- **STATED TASK**
Collect every line that includes the string "this".

- **DATA SECTION**
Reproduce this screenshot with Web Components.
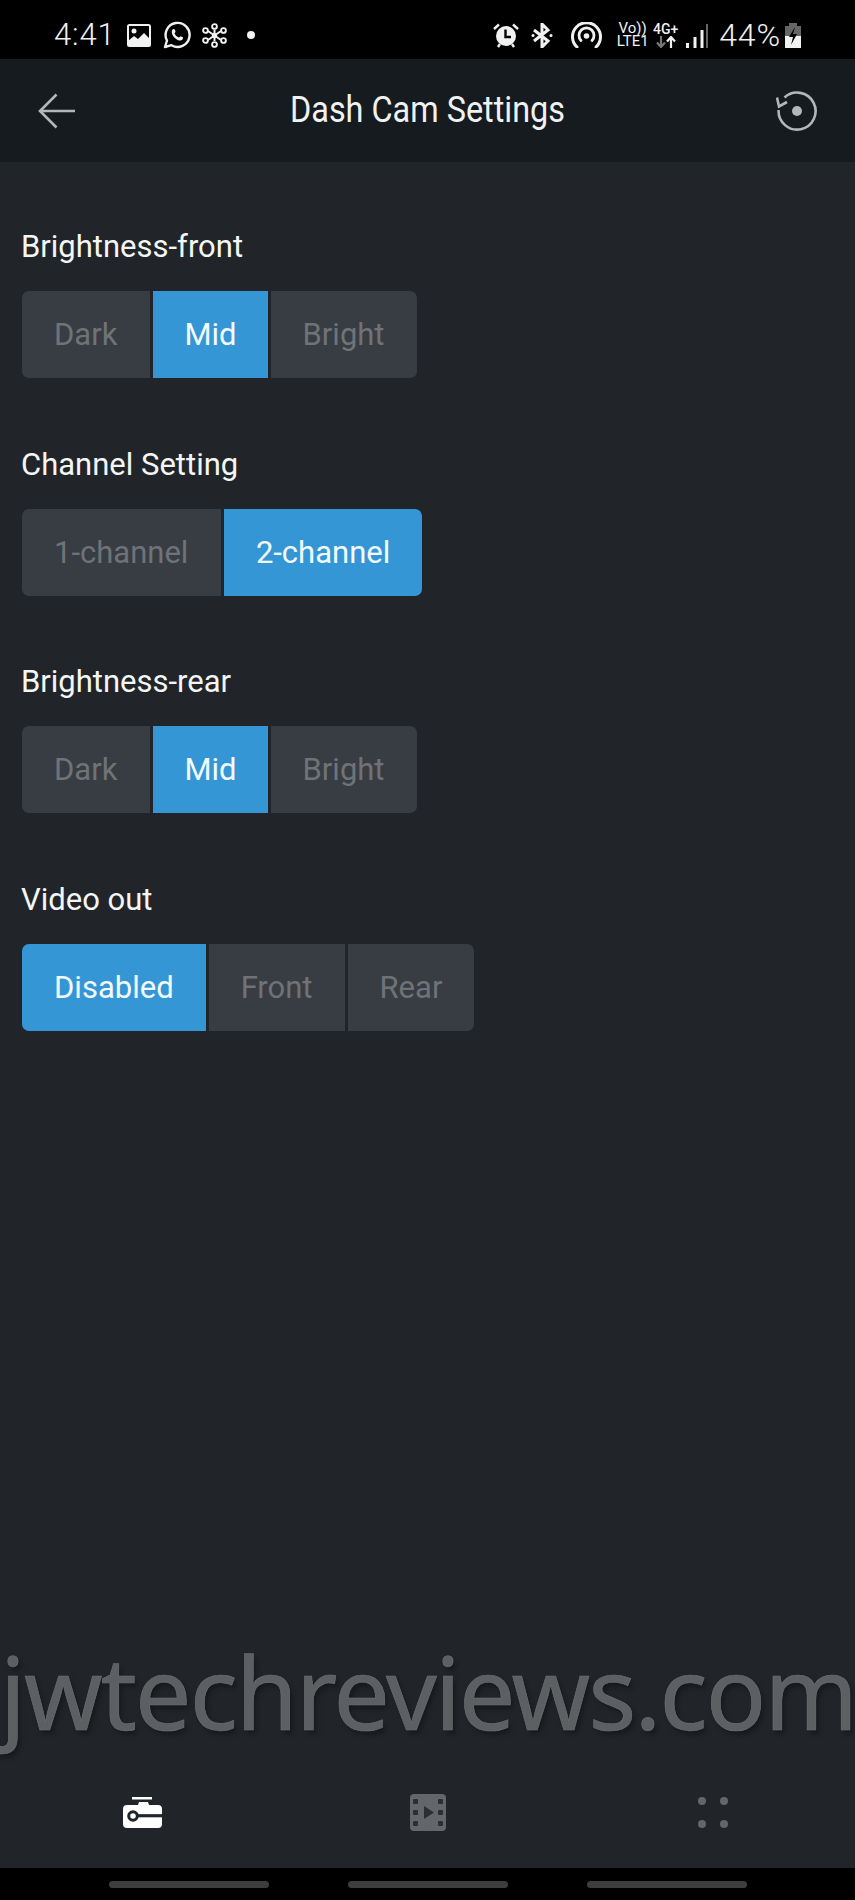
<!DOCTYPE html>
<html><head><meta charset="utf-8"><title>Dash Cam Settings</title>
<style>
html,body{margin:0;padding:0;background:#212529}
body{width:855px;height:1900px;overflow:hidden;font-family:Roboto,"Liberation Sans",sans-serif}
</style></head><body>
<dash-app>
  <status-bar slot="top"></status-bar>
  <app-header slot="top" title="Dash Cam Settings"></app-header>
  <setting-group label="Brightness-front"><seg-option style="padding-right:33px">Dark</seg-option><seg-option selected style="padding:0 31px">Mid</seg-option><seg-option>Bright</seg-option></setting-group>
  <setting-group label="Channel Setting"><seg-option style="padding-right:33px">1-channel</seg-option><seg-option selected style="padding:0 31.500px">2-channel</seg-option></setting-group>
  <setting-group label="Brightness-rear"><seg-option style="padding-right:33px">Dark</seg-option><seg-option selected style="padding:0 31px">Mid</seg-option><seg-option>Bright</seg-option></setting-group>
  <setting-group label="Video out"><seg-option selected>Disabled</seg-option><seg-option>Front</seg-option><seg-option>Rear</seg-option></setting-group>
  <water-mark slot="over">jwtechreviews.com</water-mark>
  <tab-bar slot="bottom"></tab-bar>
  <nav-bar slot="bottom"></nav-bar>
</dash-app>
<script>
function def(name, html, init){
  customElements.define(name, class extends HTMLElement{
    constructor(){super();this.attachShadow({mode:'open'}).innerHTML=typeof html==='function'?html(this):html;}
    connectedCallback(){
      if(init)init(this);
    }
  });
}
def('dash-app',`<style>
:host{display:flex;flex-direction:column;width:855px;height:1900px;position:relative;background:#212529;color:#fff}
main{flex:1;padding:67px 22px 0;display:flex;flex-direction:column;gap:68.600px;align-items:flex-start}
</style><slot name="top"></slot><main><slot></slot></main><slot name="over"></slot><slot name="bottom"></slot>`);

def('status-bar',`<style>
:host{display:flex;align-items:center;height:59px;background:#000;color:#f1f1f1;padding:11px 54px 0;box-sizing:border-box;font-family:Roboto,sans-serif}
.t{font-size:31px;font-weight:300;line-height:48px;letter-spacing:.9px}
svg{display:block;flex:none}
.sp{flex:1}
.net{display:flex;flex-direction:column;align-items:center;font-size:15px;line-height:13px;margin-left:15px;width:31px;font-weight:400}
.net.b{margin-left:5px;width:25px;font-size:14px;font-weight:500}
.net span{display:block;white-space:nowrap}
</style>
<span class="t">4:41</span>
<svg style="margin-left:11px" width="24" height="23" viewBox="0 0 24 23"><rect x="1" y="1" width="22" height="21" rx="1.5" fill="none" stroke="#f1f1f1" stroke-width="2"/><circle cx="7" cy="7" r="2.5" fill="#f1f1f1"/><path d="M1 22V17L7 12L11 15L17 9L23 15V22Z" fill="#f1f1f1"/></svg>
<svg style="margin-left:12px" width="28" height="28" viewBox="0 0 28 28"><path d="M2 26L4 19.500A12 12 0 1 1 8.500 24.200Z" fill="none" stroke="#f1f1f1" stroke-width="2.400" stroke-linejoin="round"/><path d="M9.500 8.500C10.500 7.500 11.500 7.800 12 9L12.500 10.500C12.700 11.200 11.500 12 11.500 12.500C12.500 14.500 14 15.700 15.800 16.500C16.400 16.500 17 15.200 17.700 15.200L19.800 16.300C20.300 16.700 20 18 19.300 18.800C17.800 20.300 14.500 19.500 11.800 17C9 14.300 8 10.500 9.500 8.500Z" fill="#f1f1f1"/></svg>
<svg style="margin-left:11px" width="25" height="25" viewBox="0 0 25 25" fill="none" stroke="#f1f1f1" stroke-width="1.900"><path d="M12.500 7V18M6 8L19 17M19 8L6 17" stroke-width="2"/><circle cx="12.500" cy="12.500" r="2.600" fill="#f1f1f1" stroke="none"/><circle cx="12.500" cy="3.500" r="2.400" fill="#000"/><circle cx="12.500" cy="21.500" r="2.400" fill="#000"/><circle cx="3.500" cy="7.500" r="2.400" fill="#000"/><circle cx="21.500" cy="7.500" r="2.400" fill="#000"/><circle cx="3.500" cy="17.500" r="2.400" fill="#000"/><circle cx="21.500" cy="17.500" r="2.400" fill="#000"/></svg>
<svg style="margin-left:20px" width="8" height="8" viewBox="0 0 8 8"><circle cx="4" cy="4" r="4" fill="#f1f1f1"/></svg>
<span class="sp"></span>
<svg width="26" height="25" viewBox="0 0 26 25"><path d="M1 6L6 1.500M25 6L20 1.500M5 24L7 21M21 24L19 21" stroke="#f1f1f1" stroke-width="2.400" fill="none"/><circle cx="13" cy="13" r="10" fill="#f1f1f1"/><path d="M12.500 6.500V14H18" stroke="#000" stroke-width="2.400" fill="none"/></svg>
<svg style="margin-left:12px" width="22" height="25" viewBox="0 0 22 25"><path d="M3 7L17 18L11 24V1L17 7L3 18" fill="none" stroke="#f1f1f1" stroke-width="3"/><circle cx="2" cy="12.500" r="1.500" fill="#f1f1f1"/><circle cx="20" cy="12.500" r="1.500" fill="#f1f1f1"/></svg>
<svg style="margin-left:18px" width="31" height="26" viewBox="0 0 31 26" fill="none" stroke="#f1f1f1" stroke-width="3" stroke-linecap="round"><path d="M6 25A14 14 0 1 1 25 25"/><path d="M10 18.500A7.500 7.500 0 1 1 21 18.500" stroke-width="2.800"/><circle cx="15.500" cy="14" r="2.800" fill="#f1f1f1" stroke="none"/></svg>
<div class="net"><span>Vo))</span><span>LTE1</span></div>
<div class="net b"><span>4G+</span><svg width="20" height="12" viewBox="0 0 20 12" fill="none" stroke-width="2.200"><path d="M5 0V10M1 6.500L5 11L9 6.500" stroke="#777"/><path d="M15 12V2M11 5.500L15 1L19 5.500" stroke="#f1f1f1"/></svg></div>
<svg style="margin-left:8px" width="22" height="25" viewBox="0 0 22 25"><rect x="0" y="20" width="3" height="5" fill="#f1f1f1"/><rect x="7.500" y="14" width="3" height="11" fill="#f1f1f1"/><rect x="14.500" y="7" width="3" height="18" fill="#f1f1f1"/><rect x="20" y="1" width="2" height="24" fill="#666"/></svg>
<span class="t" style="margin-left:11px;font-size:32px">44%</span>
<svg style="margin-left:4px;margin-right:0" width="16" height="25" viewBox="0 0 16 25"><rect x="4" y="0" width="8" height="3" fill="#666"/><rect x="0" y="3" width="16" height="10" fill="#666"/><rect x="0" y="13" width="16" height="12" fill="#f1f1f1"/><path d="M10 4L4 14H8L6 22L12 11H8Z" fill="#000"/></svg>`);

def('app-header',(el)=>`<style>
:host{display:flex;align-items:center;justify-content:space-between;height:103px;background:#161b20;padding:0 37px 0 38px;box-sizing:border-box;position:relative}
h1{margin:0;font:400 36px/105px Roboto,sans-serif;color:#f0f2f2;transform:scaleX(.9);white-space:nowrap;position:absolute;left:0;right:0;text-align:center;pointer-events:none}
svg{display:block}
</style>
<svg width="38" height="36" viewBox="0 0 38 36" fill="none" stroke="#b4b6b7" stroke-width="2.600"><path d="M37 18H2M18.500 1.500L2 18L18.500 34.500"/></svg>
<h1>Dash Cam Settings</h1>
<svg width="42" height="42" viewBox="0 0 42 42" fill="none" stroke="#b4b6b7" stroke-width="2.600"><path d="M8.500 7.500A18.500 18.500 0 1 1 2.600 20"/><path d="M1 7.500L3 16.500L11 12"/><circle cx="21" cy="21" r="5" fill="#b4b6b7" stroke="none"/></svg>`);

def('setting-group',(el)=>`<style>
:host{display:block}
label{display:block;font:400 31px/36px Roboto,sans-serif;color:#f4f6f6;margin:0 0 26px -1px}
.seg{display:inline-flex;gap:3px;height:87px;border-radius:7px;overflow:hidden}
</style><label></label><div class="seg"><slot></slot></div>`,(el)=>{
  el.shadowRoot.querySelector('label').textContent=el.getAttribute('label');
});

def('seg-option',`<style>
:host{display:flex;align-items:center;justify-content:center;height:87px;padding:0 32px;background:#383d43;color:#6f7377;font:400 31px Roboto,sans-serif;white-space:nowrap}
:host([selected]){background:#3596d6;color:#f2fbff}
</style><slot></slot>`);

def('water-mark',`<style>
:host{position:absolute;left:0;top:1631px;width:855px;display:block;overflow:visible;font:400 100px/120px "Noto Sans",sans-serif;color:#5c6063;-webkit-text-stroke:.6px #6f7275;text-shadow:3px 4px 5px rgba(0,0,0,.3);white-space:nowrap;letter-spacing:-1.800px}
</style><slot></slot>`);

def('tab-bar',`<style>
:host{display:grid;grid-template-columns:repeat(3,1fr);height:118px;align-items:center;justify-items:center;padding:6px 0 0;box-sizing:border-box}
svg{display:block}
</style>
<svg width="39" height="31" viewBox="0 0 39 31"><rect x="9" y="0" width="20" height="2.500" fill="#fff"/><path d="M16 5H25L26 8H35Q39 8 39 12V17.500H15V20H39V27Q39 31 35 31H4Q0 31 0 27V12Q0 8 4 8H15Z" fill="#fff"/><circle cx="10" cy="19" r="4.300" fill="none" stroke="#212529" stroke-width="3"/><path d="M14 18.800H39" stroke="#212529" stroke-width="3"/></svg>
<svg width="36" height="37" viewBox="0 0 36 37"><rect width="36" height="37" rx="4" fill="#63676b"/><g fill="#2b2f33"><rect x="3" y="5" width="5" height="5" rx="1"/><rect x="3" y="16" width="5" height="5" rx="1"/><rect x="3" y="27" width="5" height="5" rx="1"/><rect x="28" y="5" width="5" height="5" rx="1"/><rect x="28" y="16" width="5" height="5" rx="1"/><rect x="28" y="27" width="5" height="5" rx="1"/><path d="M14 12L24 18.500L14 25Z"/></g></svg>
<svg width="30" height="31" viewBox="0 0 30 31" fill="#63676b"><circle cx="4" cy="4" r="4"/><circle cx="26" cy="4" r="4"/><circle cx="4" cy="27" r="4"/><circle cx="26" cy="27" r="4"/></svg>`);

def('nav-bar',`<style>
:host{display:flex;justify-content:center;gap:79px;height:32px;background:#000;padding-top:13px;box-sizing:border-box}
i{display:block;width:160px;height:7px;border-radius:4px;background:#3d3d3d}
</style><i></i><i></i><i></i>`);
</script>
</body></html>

- **COMPLETED TASK**
Reproduce this screenshot with Web Components.
    constructor(){super();this.attachShadow({mode:'open'}).innerHTML=typeof html==='function'?html(this):html;}
      if(init)init(this);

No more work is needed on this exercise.